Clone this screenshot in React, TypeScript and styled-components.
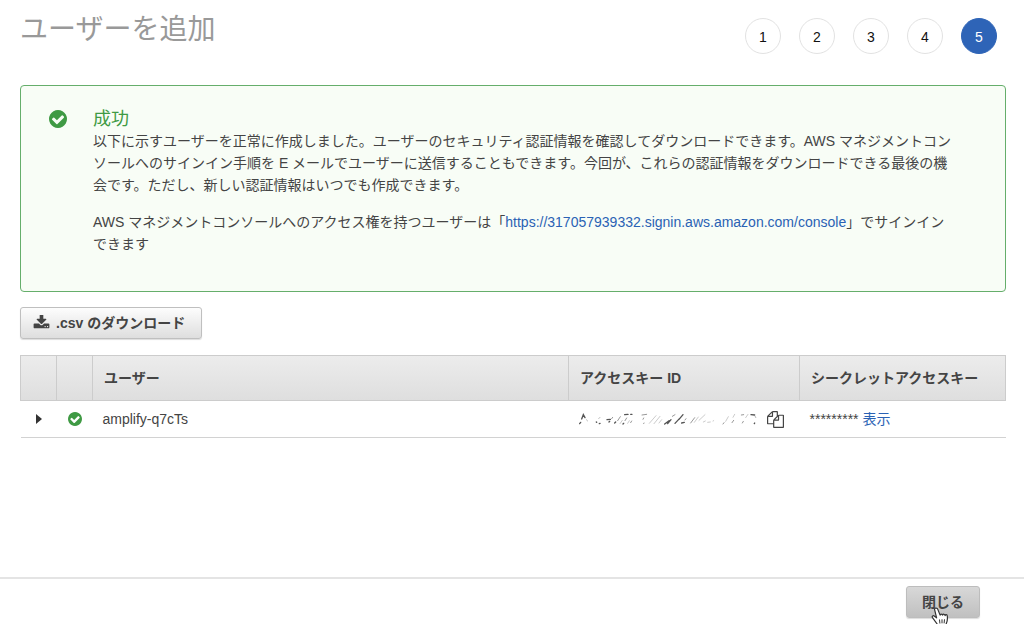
import React from 'react';
import styled, { createGlobalStyle, css } from 'styled-components';

const GlobalStyle = createGlobalStyle`
  *, *::before, *::after { box-sizing: border-box; }
  body {
    margin: 0;
    background: #fff;
    color: #444;
    font-family: "Liberation Sans", "Noto Sans CJK JP", sans-serif;
    font-size: 14px;
    line-height: 22px;
  }
`;

const Page = styled.div`
  display: flex;
  flex-direction: column;
  min-height: 100vh;
`;

const Header = styled.header`
  display: flex;
  justify-content: space-between;
  align-items: flex-start;
  padding: 10px 27px 0 20px;
`;

const Title = styled.h1`
  margin: 0;
  color: #999;
  font-size: 28px;
  font-weight: 400;
  line-height: 40px;
`;

const Steps = styled.ol`
  display: flex;
  gap: 18px;
  margin: 0;
  padding: 8px 0 0;
  list-style: none;
`;

const Step = styled.li<{ $current?: boolean }>`
  display: flex;
  align-items: center;
  justify-content: center;
  width: 36px;
  height: 36px;
  padding-top: 2px;
  border: 1px solid ${p => (p.$current ? '#2e64b7' : '#e2e2e2')};
  border-radius: 50%;
  background: ${p => (p.$current ? '#2e64b7' : '#fff')};
  color: ${p => (p.$current ? '#fff' : '#111')};
`;

const Main = styled.main`
  flex: 1;
  padding: 31px 18px 20px 20px;
`;

const Banner = styled.section`
  display: flex;
  gap: 26px;
  padding: 22px 28px 36px;
  border: 1px solid #65ae6b;
  border-radius: 4px;
  background: #f8fdf6;
`;

const BannerIcon = styled.div`
  display: flex;
  width: 18px;
  padding-top: 2px;
`;

const BannerTitle = styled.h2`
  margin: 0;
  color: #3f9a44;
  font-size: 18px;
  font-weight: 400;
  line-height: 22px;
`;

const Paragraph = styled.p`
  margin: 0 0 15px;
  &:last-child { margin-bottom: 0; }
`;

const Link = styled.a`
  color: #2a62b4;
  text-decoration: none;
`;

const Glyph = styled.svg<{ $size: number }>`
  display: block;
  flex: none;
  width: ${p => p.$size}px;
  height: ${p => p.$size}px;
  fill: currentColor;
`;

const Success = styled.span`
  display: flex;
  justify-content: center;
  color: #3f9a44;
`;

const Button = styled.button<{ $pressed?: boolean }>`
  display: inline-flex;
  align-items: center;
  gap: 6px;
  height: 32px;
  padding: 0 16px 0 12px;
  border: 1px solid #bfbfbf;
  border-radius: 3px;
  background: linear-gradient(#fdfdfd, #dedede);
  box-shadow: 0 1px 1px #ddd;
  color: #444;
  font: inherit;
  font-weight: 700;
  cursor: pointer;
  ${p => p.$pressed && css`
    padding: 0 15px;
    border-color: #bdbdbd;
    background: linear-gradient(#d8d8d8, #c0c0c0);
  `}
`;

const Toolbar = styled.div`
  display: flex;
  padding: 15px 0 16px;
`;

const Table = styled.table`
  width: 100%;
  border-collapse: collapse;
  table-layout: fixed;
`;

const HeadRow = styled.tr`
  height: 45px;
  background: linear-gradient(#ececec, #dedede);
`;

const HeadCell = styled.th<{ $width?: string }>`
  width: ${p => p.$width ?? 'auto'};
  padding: 0 11px;
  border: 1px solid #ccc;
  text-align: left;
`;

const BodyRow = styled.tr`
  height: 37px;
  border-bottom: 1px solid #d2d2d2;
`;

const Cell = styled.td`
  padding: 0 10px;
`;

const Expand = styled.button`
  display: flex;
  margin: 0 auto;
  padding: 0;
  border: 0;
  background: none;
  color: #333;
`;

const KeyLine = styled.div`
  display: flex;
  align-items: center;
  gap: 10px;
`;

const CopyButton = styled.button`
  padding: 0;
  border: 0;
  background: none;
  color: #444;
`;

const Footer = styled.footer`
  display: flex;
  justify-content: flex-end;
  padding: 7px 44px 6px;
  border-top: 2px solid #e4e4e4;
`;

const CloseArea = styled.div`
  position: relative;
  display: flex;
`;

const Pointer = styled.svg`
  position: absolute;
  top: 21px;
  left: 25px;
  width: 18px;
  height: 20px;
  pointer-events: none;
`;

const CheckIcon = ({ size }: { size: number }) => (
  <Glyph $size={size} viewBox="128 128 1536 1536" aria-hidden="true">
    <path d="M1412 734q0-28-18-46l-91-90q-19-19-45-19t-45 19l-408 407-226-226q-19-19-45-19t-45 19l-91 90q-18 18-18 46 0 27 18 45l362 362q19 19 45 19 27 0 46-19l543-543q18-18 18-45zm252 162q0 209-103 385.5t-279.5 279.5-385.5 103-385.5-103-279.5-279.5-103-385.5 103-385.5 279.5-279.5 385.5-103 385.5 103 279.5 279.5 103 385.5z" />
  </Glyph>
);

const DownloadIcon = () => (
  <Glyph $size={17} viewBox="0 128 1792 1792" aria-hidden="true">
    <path d="M1344 1344q0-26-19-45t-45-19-45 19-19 45 19 45 45 19 45-19 19-45zm256 0q0-26-19-45t-45-19-45 19-19 45 19 45 45 19 45-19 19-45zm128-224v320q0 40-28 68t-68 28h-1472q-40 0-68-28t-28-68v-320q0-40 28-68t68-28h465l135 136q58 56 136 56t136-56l136-136h464q40 0 68 28t28 68zm-325-569q17 41-14 70l-448 448q-18 19-45 19t-45-19l-448-448q-31-29-14-70 17-39 59-39h256v-448q0-26 19-45t45-19h256q26 0 45 19t19 45v448h256q42 0 59 39z" />
  </Glyph>
);

const CopyIcon = () => (
  <Glyph $size={17} viewBox="0 0 1792 1792" aria-hidden="true">
    <path d="M1696 384q40 0 68 28t28 68v1216q0 40-28 68t-68 28h-960q-40 0-68-28t-28-68v-288h-544q-40 0-68-28t-28-68v-672q0-40 20-88t48-76l408-408q28-28 76-48t88-20h416q40 0 68 28t28 68v328q68-40 128-40h416zm-544 213l-299 299h299v-299zm-640-384l-299 299h299v-299zm196 647l316-316v-416h-384v416q0 40-28 68t-68 28h-416v640h512v-256q0-40 20-88t48-76zm956 804v-1152h-384v416q0 40-28 68t-68 28h-416v640h896z" />
  </Glyph>
);

/* The key is scratched out; only scattered slanted remnants stay visible. */
const ObscuredKey = () => (
  <svg width="178" height="14" viewBox="90 216 534 42" fill="none" strokeLinecap="round" role="img" aria-label="アクセスキー ID">
    <g stroke="#555" strokeWidth="4">
      <path d="M92 251l3-4M98 237l5-13 5 9M142 246l1 1M151 251l2-1M174 239l10-1M180 246l2-2M197 249l3-3M222 252l2-2M227 224l10-1M245 223l4 0M347 252l14-10M356 251l10-12M378 250l14-15M390 238l12-14M398 249l8-2M606 224l11 1M616 251l1-2" />
    </g>
    <g stroke="#999" strokeWidth="3">
      <path d="M113 240l2 2M150 235l2-2M188 236l3-4M206 242l8-12M228 242l5-8M245 248l3-5M279 225l14-2M282 238l2-4M284 251l1-2M370 229l8-5M408 240l3-4M425 249l12-16M522 252l3-4M549 248l5-7M580 249l3-5M577 225l7-1M619 230l1 2" />
    </g>
    <g stroke="#ccc" strokeWidth="3">
      <path d="M301 250l20-23M315 251l18-22M330 249l8-10M436 247l12-16M450 241l18-17M463 246l6-3M476 247l8-1M492 243l2-1M530 244l8-14M552 232l5-9M590 233l7-10M213 251l7-10M236 250l5-8" />
    </g>
  </svg>
);

export default function App() {
  return (
    <>
      <GlobalStyle />
      <Page>
        <Header>
          <Title>ユーザーを追加</Title>
          <Steps>
            {[1, 2, 3, 4, 5].map(n => (
              <Step key={n} $current={n === 5} aria-current={n === 5 ? 'step' : undefined}>{n}</Step>
            ))}
          </Steps>
        </Header>
        <Main>
          <Banner>
            <BannerIcon><Success><CheckIcon size={18} /></Success></BannerIcon>
            <div>
              <BannerTitle>成功</BannerTitle>
              <Paragraph>
                以下に示すユーザーを正常に作成しました。ユーザーのセキュリティ認証情報を確認してダウンロードできます。AWS マネジメントコン<br />
                ソールへのサインイン手順を E メールでユーザーに送信することもできます。今回が、これらの認証情報をダウンロードできる最後の機<br />
                会です。ただし、新しい認証情報はいつでも作成できます。
              </Paragraph>
              <Paragraph>
                AWS マネジメントコンソールへのアクセス権を持つユーザーは「<Link href="https://317057939332.signin.aws.amazon.com/console">https://317057939332.signin.aws.amazon.com/console</Link>」でサインイン<br />
                できます
              </Paragraph>
            </div>
          </Banner>
          <Toolbar>
            <Button type="button"><DownloadIcon />.csv のダウンロード</Button>
          </Toolbar>
          <Table>
            <thead>
              <HeadRow>
                <HeadCell $width="36px" aria-label="展開" />
                <HeadCell $width="36px" aria-label="状態" />
                <HeadCell scope="col">ユーザー</HeadCell>
                <HeadCell scope="col" $width="231px">アクセスキー ID</HeadCell>
                <HeadCell scope="col" $width="206px">シークレットアクセスキー</HeadCell>
              </HeadRow>
            </thead>
            <tbody>
              <BodyRow>
                <Cell>
                  <Expand type="button" aria-label="展開">
                    <svg width="6" height="10" viewBox="0 0 6 10" fill="currentColor"><path d="M0 0l6 5-6 5z" /></svg>
                  </Expand>
                </Cell>
                <Cell><Success><CheckIcon size={14} /></Success></Cell>
                <Cell>amplify-q7cTs</Cell>
                <Cell>
                  <KeyLine>
                    <ObscuredKey />
                    <CopyButton type="button" aria-label="コピー"><CopyIcon /></CopyButton>
                  </KeyLine>
                </Cell>
                <Cell>********* <Link href="#show">表示</Link></Cell>
              </BodyRow>
            </tbody>
          </Table>
        </Main>
        <Footer>
          <CloseArea>
            <Button type="button" $pressed>閉じる</Button>
            <Pointer viewBox="0 0 18 20" aria-hidden="true">
              <path
                d="M5.5 1.2c-1-.5-2.200.2-1.900 1.500l2 8.200-2.400-1.900c-1.300-.8-2.500.5-1.700 1.700l4.500 6.100 1 3.200h7.500l.6-3c1.300-2.200 1.600-4.500 1.200-8-.2-1.600-1.900-1.700-2.200-.4-.2-1.700-2.200-1.800-2.500-.4-.4-1.500-2.300-1.500-2.500-.1L6.900 2.600c-.2-.8-.7-1.200-1.400-1.400z"
                fill="#fff" stroke="#333" strokeWidth="1.2" strokeLinejoin="round"
              />
              <path d="M8.500 12.500l.4 4M11 12.300v4M13.500 12.300l-.4 4" stroke="#333" strokeWidth="1" fill="none" />
            </Pointer>
          </CloseArea>
        </Footer>
      </Page>
    </>
  );
}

- [Required task]: Where a line of the material above holds the string "React", copy that line.

- [The solution]:
Clone this screenshot in React, TypeScript and styled-components.
import React from 'react';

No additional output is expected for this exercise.